Global Stability of the Boltzmann Equation for a Polyatomic Gas with Initial Data Allowing Large Oscillations
Gyounghun Ko, Sung-jun Son
TL;DR
$F(v,I)=M(v,I)+\sqrt{M(v,I)}\,f(t,x,v,I)$ is the perturbation framework for the polyatomic Boltzmann equation on $\mathbb{T}^3$; the paper proves global well-posedness of a mild solution with an $L^{\infty}$ velocity-weight bound and small initial relative entropy, and establishes exponential convergence to the Maxwellian. A key technical advance is a pointwise bound on the gain term $\Gamma_+(f,f)$, which, together with a new operator $\mathcal{R}(f)$ that absorbs the nonlinear loss, enables a Grönwall-type argument via double Duhamel. Relative entropy $\mathcal{E}(F)$ provides a quantitative measure of proximity to equilibrium and is nonincreasing, supplying a priori control that closes the estimates for large-amplitude data (in $L^{\infty}$ after weight). Overall, the work extends global well-posedness and exponential relaxation results to polyatomic gases with large oscillations in the initial data, under a small relative-entropy constraint, using a refined kinetic-entropy framework and precise nonlinear gain-term bounds.
Abstract
In this paper, we consider the Boltzmann equation for a polyatomic gas.
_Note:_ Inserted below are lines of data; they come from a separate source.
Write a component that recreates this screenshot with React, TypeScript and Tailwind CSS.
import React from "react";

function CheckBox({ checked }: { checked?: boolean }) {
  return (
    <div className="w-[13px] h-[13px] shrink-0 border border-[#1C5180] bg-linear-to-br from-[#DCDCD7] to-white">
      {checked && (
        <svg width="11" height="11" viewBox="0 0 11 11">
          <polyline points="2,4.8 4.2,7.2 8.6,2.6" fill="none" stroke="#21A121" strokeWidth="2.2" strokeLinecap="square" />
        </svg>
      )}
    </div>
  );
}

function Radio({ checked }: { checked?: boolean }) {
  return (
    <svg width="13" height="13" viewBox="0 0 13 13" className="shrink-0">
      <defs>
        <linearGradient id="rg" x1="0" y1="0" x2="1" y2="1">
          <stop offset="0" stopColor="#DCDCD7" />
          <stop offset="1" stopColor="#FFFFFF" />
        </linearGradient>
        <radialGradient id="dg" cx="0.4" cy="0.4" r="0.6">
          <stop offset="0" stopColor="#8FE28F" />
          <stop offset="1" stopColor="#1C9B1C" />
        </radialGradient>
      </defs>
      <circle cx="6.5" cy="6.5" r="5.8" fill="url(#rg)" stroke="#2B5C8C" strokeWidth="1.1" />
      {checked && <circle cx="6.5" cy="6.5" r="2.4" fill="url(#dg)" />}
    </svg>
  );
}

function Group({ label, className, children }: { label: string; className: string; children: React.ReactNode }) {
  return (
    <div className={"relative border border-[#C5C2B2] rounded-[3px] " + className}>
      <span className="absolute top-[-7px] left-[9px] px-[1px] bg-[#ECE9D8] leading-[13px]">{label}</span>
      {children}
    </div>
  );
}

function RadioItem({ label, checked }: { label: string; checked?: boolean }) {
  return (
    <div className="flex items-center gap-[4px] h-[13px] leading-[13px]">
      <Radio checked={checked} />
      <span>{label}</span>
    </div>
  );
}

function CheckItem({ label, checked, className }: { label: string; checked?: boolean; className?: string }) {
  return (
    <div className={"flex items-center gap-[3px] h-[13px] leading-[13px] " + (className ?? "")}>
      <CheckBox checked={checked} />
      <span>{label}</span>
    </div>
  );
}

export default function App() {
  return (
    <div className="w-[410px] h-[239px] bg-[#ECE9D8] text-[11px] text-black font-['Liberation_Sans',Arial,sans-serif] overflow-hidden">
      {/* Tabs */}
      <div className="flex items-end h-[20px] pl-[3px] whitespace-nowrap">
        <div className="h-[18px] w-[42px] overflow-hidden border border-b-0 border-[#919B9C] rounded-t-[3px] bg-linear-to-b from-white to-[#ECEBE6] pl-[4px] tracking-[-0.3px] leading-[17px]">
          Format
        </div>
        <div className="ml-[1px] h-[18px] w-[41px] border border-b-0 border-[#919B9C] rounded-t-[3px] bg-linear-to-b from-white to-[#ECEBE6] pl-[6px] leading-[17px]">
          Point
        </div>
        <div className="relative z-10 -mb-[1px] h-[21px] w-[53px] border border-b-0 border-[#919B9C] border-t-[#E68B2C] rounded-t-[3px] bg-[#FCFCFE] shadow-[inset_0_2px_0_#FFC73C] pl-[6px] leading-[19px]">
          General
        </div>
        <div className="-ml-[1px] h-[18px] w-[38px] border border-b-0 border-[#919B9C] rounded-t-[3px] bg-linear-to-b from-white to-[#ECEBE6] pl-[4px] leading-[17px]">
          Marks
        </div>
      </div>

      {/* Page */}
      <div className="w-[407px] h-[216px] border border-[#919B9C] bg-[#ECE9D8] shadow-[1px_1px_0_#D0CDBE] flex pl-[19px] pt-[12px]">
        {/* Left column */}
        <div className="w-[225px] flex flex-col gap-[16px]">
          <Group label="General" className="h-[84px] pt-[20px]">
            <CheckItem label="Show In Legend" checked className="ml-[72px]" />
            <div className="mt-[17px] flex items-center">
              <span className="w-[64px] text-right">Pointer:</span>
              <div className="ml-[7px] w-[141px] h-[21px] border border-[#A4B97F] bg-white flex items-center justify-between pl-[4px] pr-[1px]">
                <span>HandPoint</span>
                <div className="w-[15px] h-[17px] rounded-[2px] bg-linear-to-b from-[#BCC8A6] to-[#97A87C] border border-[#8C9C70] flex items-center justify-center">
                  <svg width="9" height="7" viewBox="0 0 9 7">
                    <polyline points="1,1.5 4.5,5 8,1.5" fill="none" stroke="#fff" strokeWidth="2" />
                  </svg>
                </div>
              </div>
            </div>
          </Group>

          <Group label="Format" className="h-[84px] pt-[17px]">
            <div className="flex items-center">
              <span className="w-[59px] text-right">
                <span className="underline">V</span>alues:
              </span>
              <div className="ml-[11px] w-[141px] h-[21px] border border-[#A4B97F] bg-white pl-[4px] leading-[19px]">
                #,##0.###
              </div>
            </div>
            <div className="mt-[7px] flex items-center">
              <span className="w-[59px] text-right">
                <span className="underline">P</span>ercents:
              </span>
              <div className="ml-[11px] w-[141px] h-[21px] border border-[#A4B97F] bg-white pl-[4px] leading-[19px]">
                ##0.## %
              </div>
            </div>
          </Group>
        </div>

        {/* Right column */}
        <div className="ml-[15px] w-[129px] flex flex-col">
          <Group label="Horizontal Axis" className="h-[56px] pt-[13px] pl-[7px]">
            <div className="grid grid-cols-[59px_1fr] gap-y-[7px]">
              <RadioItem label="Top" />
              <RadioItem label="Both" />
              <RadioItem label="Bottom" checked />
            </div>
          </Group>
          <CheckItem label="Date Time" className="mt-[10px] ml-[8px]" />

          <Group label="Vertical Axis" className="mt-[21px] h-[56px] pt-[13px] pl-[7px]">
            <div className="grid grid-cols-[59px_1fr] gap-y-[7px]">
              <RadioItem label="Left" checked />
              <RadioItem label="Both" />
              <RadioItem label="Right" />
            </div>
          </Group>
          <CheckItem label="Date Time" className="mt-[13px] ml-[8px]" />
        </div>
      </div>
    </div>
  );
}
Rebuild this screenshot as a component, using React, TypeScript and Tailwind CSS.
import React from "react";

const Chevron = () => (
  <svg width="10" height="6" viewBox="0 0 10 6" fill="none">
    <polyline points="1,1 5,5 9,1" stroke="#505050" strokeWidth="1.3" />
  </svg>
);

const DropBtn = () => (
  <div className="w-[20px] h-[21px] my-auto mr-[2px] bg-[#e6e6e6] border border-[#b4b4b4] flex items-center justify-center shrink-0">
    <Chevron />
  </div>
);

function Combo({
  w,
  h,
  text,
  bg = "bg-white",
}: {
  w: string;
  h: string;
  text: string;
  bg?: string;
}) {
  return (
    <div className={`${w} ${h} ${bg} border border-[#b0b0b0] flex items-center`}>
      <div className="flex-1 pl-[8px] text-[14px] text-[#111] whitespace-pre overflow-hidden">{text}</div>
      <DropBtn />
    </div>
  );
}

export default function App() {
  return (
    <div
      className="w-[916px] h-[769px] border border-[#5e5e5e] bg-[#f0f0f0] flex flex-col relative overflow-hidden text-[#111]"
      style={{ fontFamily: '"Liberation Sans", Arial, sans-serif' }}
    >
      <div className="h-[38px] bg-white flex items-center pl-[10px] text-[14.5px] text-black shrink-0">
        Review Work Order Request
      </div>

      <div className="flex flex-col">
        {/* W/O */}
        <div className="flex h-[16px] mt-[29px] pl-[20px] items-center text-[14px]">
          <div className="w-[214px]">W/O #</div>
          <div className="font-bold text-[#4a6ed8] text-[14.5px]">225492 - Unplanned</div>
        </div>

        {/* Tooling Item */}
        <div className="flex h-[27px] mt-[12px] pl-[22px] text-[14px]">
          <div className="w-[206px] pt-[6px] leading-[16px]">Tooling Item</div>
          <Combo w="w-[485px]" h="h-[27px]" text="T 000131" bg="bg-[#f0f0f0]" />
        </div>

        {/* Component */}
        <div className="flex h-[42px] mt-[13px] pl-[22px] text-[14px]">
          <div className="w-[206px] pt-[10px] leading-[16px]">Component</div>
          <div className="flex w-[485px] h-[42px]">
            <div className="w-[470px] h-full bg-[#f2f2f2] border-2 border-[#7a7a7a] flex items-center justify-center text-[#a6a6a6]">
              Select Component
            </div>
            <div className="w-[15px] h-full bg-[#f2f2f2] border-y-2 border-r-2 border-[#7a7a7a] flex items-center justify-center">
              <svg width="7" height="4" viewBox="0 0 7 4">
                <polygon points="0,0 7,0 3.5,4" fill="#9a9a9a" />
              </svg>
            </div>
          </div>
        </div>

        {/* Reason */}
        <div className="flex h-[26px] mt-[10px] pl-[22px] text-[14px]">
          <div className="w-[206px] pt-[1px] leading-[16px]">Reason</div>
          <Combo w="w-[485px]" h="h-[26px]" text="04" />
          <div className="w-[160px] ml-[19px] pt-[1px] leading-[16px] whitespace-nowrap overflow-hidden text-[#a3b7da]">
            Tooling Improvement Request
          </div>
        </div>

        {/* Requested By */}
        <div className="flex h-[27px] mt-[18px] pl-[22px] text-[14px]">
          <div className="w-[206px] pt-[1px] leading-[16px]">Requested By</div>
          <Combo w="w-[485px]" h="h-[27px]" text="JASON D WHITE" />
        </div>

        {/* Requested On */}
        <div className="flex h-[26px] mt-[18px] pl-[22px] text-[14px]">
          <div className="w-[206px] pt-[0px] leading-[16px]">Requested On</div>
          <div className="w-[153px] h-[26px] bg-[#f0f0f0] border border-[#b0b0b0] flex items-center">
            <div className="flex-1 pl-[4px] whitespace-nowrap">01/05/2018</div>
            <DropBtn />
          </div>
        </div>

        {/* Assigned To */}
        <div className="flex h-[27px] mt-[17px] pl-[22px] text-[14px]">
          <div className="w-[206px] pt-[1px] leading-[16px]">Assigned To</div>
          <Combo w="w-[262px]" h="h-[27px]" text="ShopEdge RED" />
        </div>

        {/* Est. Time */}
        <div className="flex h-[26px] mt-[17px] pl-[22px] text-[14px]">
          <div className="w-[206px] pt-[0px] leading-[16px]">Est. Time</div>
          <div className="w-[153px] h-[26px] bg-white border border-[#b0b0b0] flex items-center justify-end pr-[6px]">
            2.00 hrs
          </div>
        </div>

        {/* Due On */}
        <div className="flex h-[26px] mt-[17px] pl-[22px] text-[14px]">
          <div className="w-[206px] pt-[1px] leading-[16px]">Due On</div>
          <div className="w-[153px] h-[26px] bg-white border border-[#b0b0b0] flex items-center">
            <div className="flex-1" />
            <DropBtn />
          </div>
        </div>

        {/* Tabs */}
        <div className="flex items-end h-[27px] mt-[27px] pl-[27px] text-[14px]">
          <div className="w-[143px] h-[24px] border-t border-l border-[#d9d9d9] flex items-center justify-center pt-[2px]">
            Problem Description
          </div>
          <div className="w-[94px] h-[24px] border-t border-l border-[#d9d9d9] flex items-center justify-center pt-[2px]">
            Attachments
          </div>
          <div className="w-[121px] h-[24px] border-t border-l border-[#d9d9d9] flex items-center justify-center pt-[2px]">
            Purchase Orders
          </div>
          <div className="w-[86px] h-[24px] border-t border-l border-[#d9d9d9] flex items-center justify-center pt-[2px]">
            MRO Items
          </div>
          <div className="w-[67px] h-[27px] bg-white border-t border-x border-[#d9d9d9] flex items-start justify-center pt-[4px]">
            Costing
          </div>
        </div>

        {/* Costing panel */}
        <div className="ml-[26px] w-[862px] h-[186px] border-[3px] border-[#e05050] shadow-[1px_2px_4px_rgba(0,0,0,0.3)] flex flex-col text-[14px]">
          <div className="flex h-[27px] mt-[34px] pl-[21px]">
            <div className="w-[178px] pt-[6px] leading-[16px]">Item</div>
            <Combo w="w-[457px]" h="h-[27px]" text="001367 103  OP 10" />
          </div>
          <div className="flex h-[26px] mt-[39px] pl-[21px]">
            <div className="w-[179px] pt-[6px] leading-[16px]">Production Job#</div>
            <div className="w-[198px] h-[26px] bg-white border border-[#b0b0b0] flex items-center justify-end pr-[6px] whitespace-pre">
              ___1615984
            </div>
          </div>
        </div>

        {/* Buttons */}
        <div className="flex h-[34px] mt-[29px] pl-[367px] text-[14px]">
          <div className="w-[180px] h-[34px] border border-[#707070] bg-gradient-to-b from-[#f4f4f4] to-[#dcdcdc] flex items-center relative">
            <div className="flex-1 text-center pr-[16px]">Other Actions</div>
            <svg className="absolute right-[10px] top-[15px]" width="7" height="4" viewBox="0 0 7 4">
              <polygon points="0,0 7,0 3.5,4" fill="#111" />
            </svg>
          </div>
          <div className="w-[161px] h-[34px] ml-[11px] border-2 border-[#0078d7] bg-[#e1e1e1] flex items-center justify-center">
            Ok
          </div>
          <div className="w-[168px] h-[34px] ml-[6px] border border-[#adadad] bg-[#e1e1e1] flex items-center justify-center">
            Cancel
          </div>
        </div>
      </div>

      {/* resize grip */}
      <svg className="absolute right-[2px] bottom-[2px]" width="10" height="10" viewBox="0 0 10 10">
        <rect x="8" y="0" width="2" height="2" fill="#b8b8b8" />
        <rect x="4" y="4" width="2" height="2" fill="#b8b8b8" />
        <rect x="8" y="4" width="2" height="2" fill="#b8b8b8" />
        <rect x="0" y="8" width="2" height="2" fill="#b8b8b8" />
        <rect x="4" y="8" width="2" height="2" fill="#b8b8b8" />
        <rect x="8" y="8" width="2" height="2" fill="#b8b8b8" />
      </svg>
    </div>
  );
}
We establish that the mild solution to the Boltzmann equation on the torus is globally well-posed, provided the initial data that satisfy bounded velocity-weighted $L^{\infty}$ norm and the smallness condition on the initial relative entropy. Furthermore, we also study the asymptotic behavior of solutions, converging to the global Maxwellian with an exponential rate. A key point in the proof is to develop the pointwise estimate on the gain term of non-linear collision operator for Grönwall's argument.